Consequences of Poor Data Quality
When companies cannot make such connections, trouble ensues. Often, insufficient data quality manifests itself during mailings. Mailings, which can cost a company $10 to $15 per piece, require accurate data in order to ensure they reach their target audience. When items are sent to an undeliverable or wrong address, or when several identical pieces accumulate in the same customer’s mailbox, unnecessary expenses add up quickly. For large-scale mailings, poor quality data can cost tens of thousands of dollars in unnecessary costs, not to mention the annoyed customers who either do not receive the piece or receive multiple copies of the same solicitation.
Failing to recognize a customer properly can also be disastrous. If Mrs. Casey received poor customer service on her $500 savings account or if she received three copies of the same brochure, she might be angry enough to transfer all of her funds to a competitor. Perhaps worst of all, the bank may never know what drove her away.
Although data enhancement is almost always a good idea, there are exceptions. For instance, when a company undertakes a data quality initiative, it must weigh “lift,” or data improvement, with errors that invariably occur. Software packages can help an organization achieve dramatic data completeness and accuracy gains. However, if the software actually introduces inaccuracies that were not previously there, which happens sometimes, the problem that it creates may negate the positive value it provides. There are tradeoffs between improving data accuracy and introducing new errors.
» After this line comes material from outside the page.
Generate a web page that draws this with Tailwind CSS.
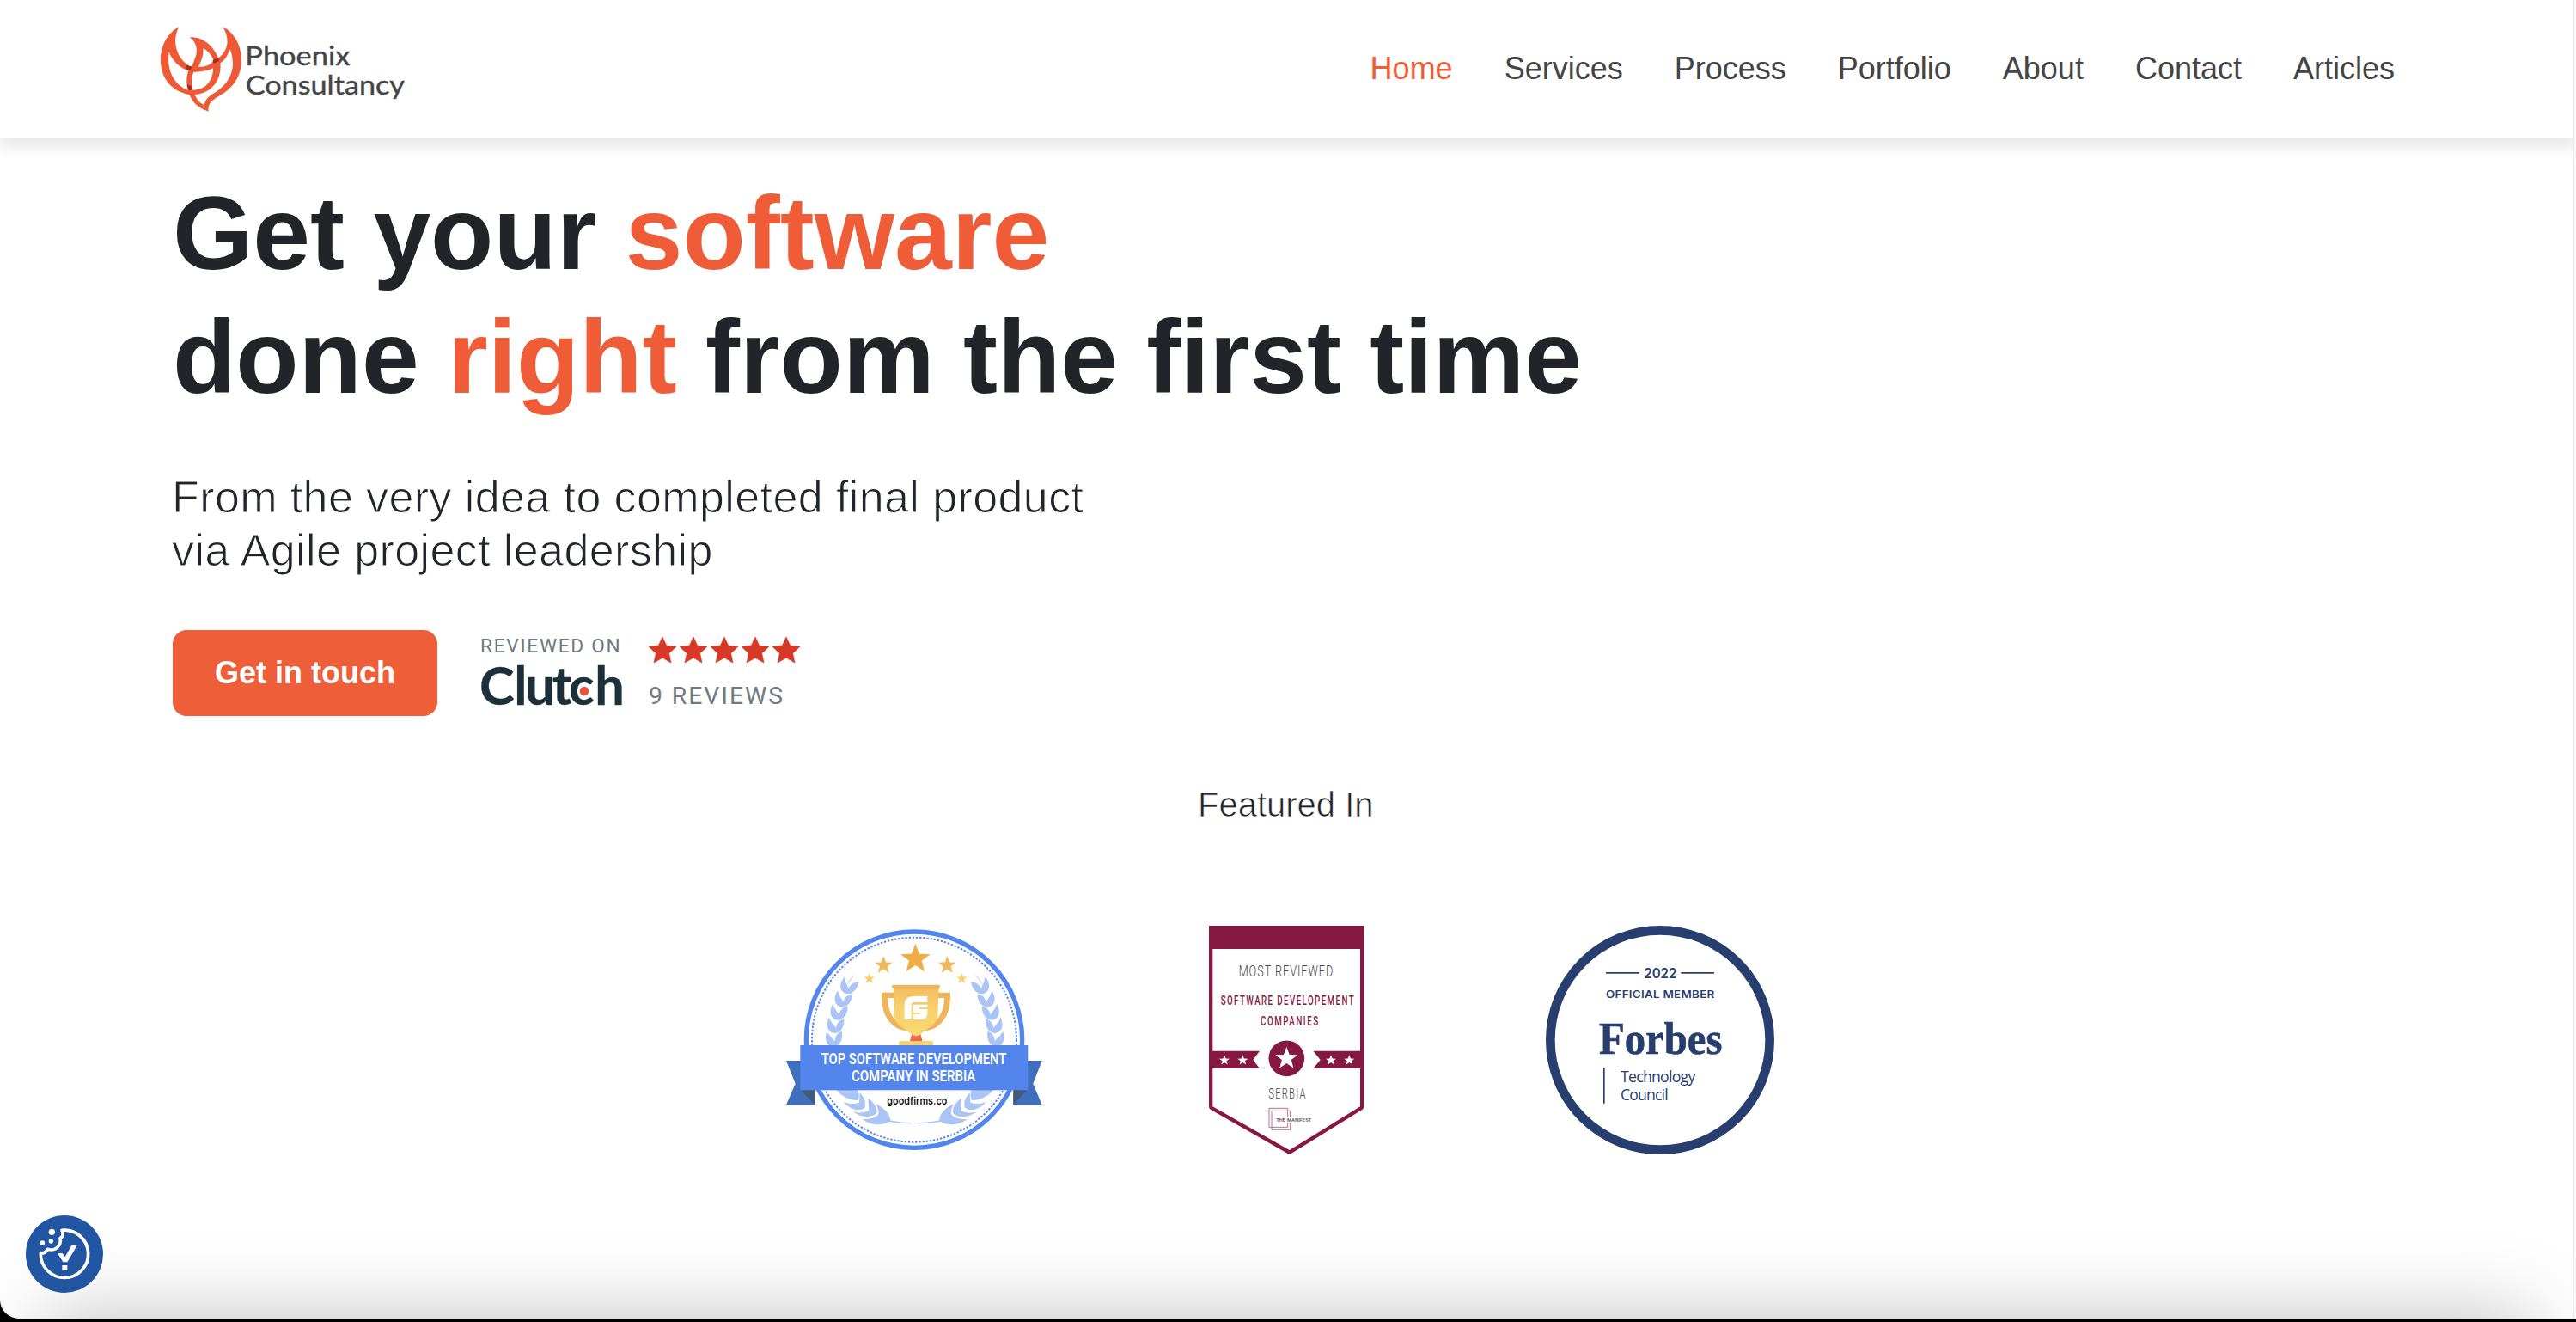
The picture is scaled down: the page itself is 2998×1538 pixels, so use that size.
<!DOCTYPE html>
<html lang="en">
<head>
<meta charset="utf-8">
<title>Phoenix Consultancy</title>
<script src="https://cdn.jsdelivr.net/npm/@tailwindcss/browser@4"></script>
</head>
<body class="bg-black font-['Liberation_Sans',sans-serif] text-[#212529]">
<div class="relative h-[1534px] w-[2998px] overflow-hidden rounded-bl-[22px] bg-white">
  <header class="flex h-[160px] items-start justify-between bg-white pr-[211px] pl-[186px] shadow-[0_12px_16px_rgba(0,0,0,0.095)]">
    <!-- logo -->
    <svg class="mt-[30px] h-[100px] w-[288px] overflow-visible" viewBox="48 60 864 300">
      <path fill="#ee5a36" fill-rule="evenodd" d="M115 63C50 100 40 180 60 230C78 275 120 295 152 300C160 330 190 350 218 359C215 335 225 322 255 305C300 280 333 240 333 180C333 130 310 85 268 63C290 100 292 142 252 173C235 130 200 98 152 100C180 120 180 150 172 170L160 203C120 190 82 125 115 63Z
      M80 150C90 185 125 210 148 217C140 240 140 262 147 285C105 270 70 225 80 150Z
      M199 138C220 150 230 165 236 182C222 198 205 204 182 203C195 180 202 160 199 138Z
      M166 221C190 222 215 218 234 208C234 250 210 285 163 284C158 260 158 240 166 221Z
      M292 142C285 165 275 180 259 190C265 240 235 295 170 300C178 320 190 332 203 335C208 316 220 303 245 290C285 265 308 220 302 180C301 165 297 150 292 142Z"/>
      <path fill="#a52c20" d="M142 198L160 203L154 218L138 211ZM232 180L252 172L256 182L236 192ZM143 264L158 270L160 284L147 284Z"/>
      <g fill="#454545" stroke="#454545" stroke-width="1.2" font-family="Lato, sans-serif" font-size="95">
        <text x="346" y="197" textLength="366" lengthAdjust="spacingAndGlyphs">Phoenix</text>
        <text x="347" y="299" textLength="556" lengthAdjust="spacingAndGlyphs">Consultancy</text>
      </g>
    </svg>
    <nav class="flex h-full items-center gap-[60px] text-[36px] text-[#454545]">
      <a class="text-[#ee5d38]">Home</a><a>Services</a><a>Process</a><a>Portfolio</a><a>About</a><a>Contact</a><a>Articles</a>
    </nav>
  </header>

  <main class="pt-[39px]">
    <h1 class="pl-[201px] text-[120px] leading-[144px] font-bold">Get your <span class="text-[#ee5d38]">software</span><br>done <span class="text-[#ee5d38]">right</span> from the first time</h1>
    <p class="mt-[60px] pl-[200px] text-[52px] leading-[62px] tracking-[0.4px] [-webkit-text-stroke:1px_white]">From the very idea to completed final product<br>via Agile project leadership</p>
    <div class="mt-[62px] flex h-[100px] items-start gap-[51px] pl-[201px]">
      <button class="h-[100px] w-[308px] rounded-[16px] bg-[#ed5e39] text-[36px] font-bold text-white">Get in touch</button>
      <svg class="mt-[7px] h-[84px] w-[376px] overflow-visible" viewBox="60 60 1128 252">
        <defs><path id="star" d="M0-48L14-18L48-14L23 9L30 42L0 25L-30 42L-23 9L-48-14L-14-18Z"/></defs>
        <g font-family="Roboto, sans-serif" fill="#6f7b7e">
          <text x="57" y="117" font-size="68" textLength="488">REVIEWED ON</text>
          <text x="645" y="296" font-size="85" textLength="468">9 REVIEWS</text>
        </g>
        <text x="54 175 214 308 366 457" y="299" font-family="Lato, sans-serif" font-weight="700" font-size="184" fill="#1d303a" stroke="#1d303a" stroke-width="1">Clutch</text>
        <circle cx="420" cy="252" r="16" fill="#f04f3c"/>
        <g fill="#d63a26" stroke="#d63a26" stroke-width="2"><use href="#star" x="693" y="111"/><use href="#star" x="801" y="111"/><use href="#star" x="909" y="111"/><use href="#star" x="1017" y="111"/><use href="#star" x="1125" y="111"/></g>
      </svg>
    </div>

    <h2 class="mt-[79px] pl-[1394px] text-[40px] leading-[48px] [-webkit-text-stroke:0.7px_white]">Featured In</h2>
    <div class="mt-[117px] flex pl-[915px]">
      <!-- GoodFirms badge -->
      <svg class="h-[266px] w-[298px]" viewBox="45 51 894 798">
        <defs>
          <linearGradient id="cup" x1="0" y1="0" x2="0" y2="1"><stop offset="0" stop-color="#f1bd62"/><stop offset=".45" stop-color="#f8d26c"/><stop offset="1" stop-color="#fbd870"/></linearGradient>
          <path id="s5" d="M0-50L13-15L50-14L21 8L31 44L0 23L-31 44L-21 8L-50-14L-13-15Z"/>
          <path id="leaf" d="M-17-34C-34-8-29 20-4 24C18 24 34 4 34-22C20-21 8-12 2 6C-4-8-14-16-17-34Z"/>
          <g id="laurel" fill="#aac4f6">
            <path d="M284 225C272 235 262 248 256 262C260 246 270 232 284 225Z"/>
            <use href="#leaf" transform="translate(261 265) rotate(8)"/>
            <use href="#leaf" transform="translate(242 311)"/>
            <use href="#leaf" transform="translate(227 356) rotate(-4)"/>
            <use href="#leaf" transform="translate(216 402) rotate(-8)"/>
            <use href="#leaf" transform="translate(211 448) rotate(-13)"/>
            <path d="M219 622H296C300 640 300 650 295 660C268 662 237 646 219 622Z"/>
            <path d="M302 634C316 648 324 664 320 686C294 704 260 686 246 666C266 674 284 674 300 668Z"/>
            <path d="M331 652C350 668 364 684 361 704C340 726 300 718 278 700C300 706 320 704 334 696Z"/>
            <path d="M358 672C392 690 410 710 408 732C380 752 340 748 310 726C335 728 354 722 366 710C370 700 366 688 358 672Z"/>
            <path d="M405 729Q440 738 485 738V742Q440 743 404 735Z"/>
          </g>
        </defs>
        <circle cx="492" cy="449" r="377" fill="#fff" stroke="#5386ed" stroke-width="16"/>
        <circle cx="492" cy="449" r="357" fill="none" stroke="#5386ed" stroke-width="6" stroke-dasharray="7 5.5"/>
        <use href="#laurel"/><use href="#laurel" transform="translate(988 0) scale(-1 1)"/>
        <use href="#s5" transform="translate(496 165) scale(1.04)" fill="#f1ac45"/>
        <g fill="#f0b75c"><use href="#s5" transform="translate(385 188) scale(.62)"/><use href="#s5" transform="translate(607 188) scale(.62)"/></g>
        <g fill="#f8d16c"><use href="#s5" transform="translate(335 235) scale(.38)"/><use href="#s5" transform="translate(658 235) scale(.38)"/></g>
        <path fill="#f0b45a" fill-rule="evenodd" d="M378 284H618V300C618 370 580 412 535 417H461C416 412 378 370 378 300ZM399 303C400 345 416 374 436 389L424 303ZM597 303H572L560 389C580 374 596 345 597 303Z"/>
        <path fill="url(#cup)" d="M419 266H578L574 370C570 395 530 415 512 432Q498 438 484 432C466 415 426 395 422 370Z"/>
        <rect x="414" y="257" width="168" height="12" rx="5" fill="#f0b45a"/>
        <path fill="#ed654f" d="M483 430Q498 442 514 430L521 454H477Z"/>
        <rect x="438" y="453" width="120" height="18" rx="6" fill="#f8d26c"/>
        <path fill="#fff" d="M538 297V318H490Q482 318 482 326V378H458V327Q458 297 488 297ZM488 326H538V336H510V342H538V356Q538 378 516 378H488V360H508Q514 360 514 354H488Z"/>
        <path fill="#4070bd" d="M45 522H145V676H45L77 602ZM938 522H838V676H938L907 602Z"/>
        <path fill="#455a7b" d="M94 622H145V676ZM889 622H838V676Z"/>
        <rect x="94" y="468" width="795" height="157" fill="#5385ec"/>
        <g font-family="Roboto, sans-serif" font-weight="600" fill="#fff" font-size="54">
          <text x="167" y="533" textLength="647" lengthAdjust="spacingAndGlyphs">TOP SOFTWARE DEVELOPMENT</text>
          <text x="273" y="595" textLength="433" lengthAdjust="spacingAndGlyphs">COMPANY IN SERBIA</text>
        </g>
        <text x="397" y="675" font-family="Inter, sans-serif" font-weight="600" font-size="35" fill="#111" textLength="210" lengthAdjust="spacingAndGlyphs">goodfirms.co</text>
      </svg>
      <!-- The Manifest badge -->
      <svg class="ml-[194px] h-[266px] w-[181px]" viewBox="80 51 543 798">
        <path fill="#861942" fill-rule="evenodd" d="M80 51H621V684Q621 688 616 692L366 847Q361 850 356 847L85 692Q80 688 80 684ZM93 132V682L361 834L608 682V132Z"/>
        <g font-family="Roboto, sans-serif">
          <text transform="translate(184 228) scale(.72 1)" font-size="53" font-weight="300" fill="#444" textLength="457">MOST REVIEWED</text>
          <g fill="#861942" font-weight="500" font-size="45">
            <text transform="translate(121 327) scale(.65 1)" textLength="715">SOFTWARE DEVELOPEMENT</text>
            <text transform="translate(260 399) scale(.65 1)" textLength="310">COMPANIES</text>
          </g>
          <text transform="translate(288 654) scale(.72 1)" font-size="47" font-weight="300" fill="#444" textLength="180">SERBIA</text>
        </g>
        <path fill="#861942" d="M90 488H257L234 519L257 549H90ZM612 488H444L469 519L444 549H612Z"/>
        <circle cx="351" cy="514" r="62.500" fill="#861942"/>
        <g fill="#fff"><use href="#s5" transform="translate(351 513) scale(.78)"/><use href="#s5" transform="translate(134 520) scale(.36)"/><use href="#s5" transform="translate(198 520) scale(.36)"/><use href="#s5" transform="translate(506 520) scale(.36)"/><use href="#s5" transform="translate(570 520) scale(.36)"/></g>
        <path fill="none" stroke="#a85578" stroke-width="2.500" d="M355 720V688H290V754H298M364 720V697H299V763H364V738M355 738V754H299"/>
        <text x="315" y="735" font-family="Inter, sans-serif" font-size="16" font-weight="600" fill="#861942" textLength="32" lengthAdjust="spacingAndGlyphs">THE</text>
        <text x="353" y="735" font-family="Inter, sans-serif" font-size="16" font-weight="600" fill="#555" textLength="85" lengthAdjust="spacingAndGlyphs">MANIFEST</text>
      </svg>
      <!-- Forbes badge -->
      <svg class="ml-[211px] h-[266px] w-[266px]" viewBox="57 51 798 798">
        <circle cx="456" cy="450" r="383" fill="#fff" stroke="#283e6f" stroke-width="32"/>
        <g fill="#283e6f">
          <path d="M267 213H383V218H267ZM529 213H645V218H529ZM258 546H263V671H258Z"/>
          <g font-family="Inter, sans-serif">
            <text x="400" y="233" font-size="46" font-weight="600" textLength="114" lengthAdjust="spacingAndGlyphs">2022</text>
            <text transform="translate(267 302) scale(1.18 1)" font-size="34" font-weight="600" textLength="321">OFFICIAL MEMBER</text>
          </g>
          <text x="243" y="499" font-family="'Liberation Serif', serif" font-weight="700" font-size="158" stroke="#283e6f" stroke-width="2" textLength="430" lengthAdjust="spacingAndGlyphs">Forbes</text>
          <g font-family="'Open Sans', sans-serif" font-size="53">
            <text x="318" y="596" textLength="262">Technology</text>
            <text x="318" y="659" textLength="167">Council</text>
          </g>
        </g>
      </svg>
    </div>
  </main>

  <!-- soft shade along the bottom edge -->
  <div class="pointer-events-none absolute top-[1534px] right-[50px] left-[50px] h-[300px] shadow-[0_0_90px_rgba(0,0,0,0.26)]"></div>
  <!-- scrollbar track -->
  <div class="absolute top-0 right-0 h-full w-[4px] border-l-2 border-[#e8e8e8] bg-[#fafafa]"></div>

  <!-- cookie settings -->
  <button class="absolute top-[1414px] left-[30px] size-[90px]">
    <svg class="size-full" viewBox="90 72 270 270">
      <circle cx="225" cy="207" r="135" fill="#2356a2"/>
      <path fill="none" stroke="#fff" stroke-width="11" stroke-linejoin="round" d="M216 124A83 83 0 1 1 142 203Q158 206 166 190Q186 196 200 184Q214 172 210 152Q226 142 216 124Z"/>
      <g fill="#fff"><circle cx="181" cy="130" r="11"/><circle cx="148" cy="168" r="8.500"/><circle cx="178" cy="162" r="8"/>
      <path d="M201 204H218L227 217L250 177H269L235 235H220ZM217 246H235V264H217Z"/></g>
    </svg>
  </button>
</div>
</body>
</html>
The vast majority of the time, however, data quality programs are more than worthwhile. They help turn data into a strategic asset, something organizations can use to optimize sales, marketing and almost every other function. When a company can depend on its data, the benefits are felt throughout the enterprise, as well as by customers, partners and suppliers. To be successful, a company must begin with a clear business objective, define the appropriate parameters for data quality, measure the investment versus the benefit, and understand the issues critical to maximizing the value of information assets.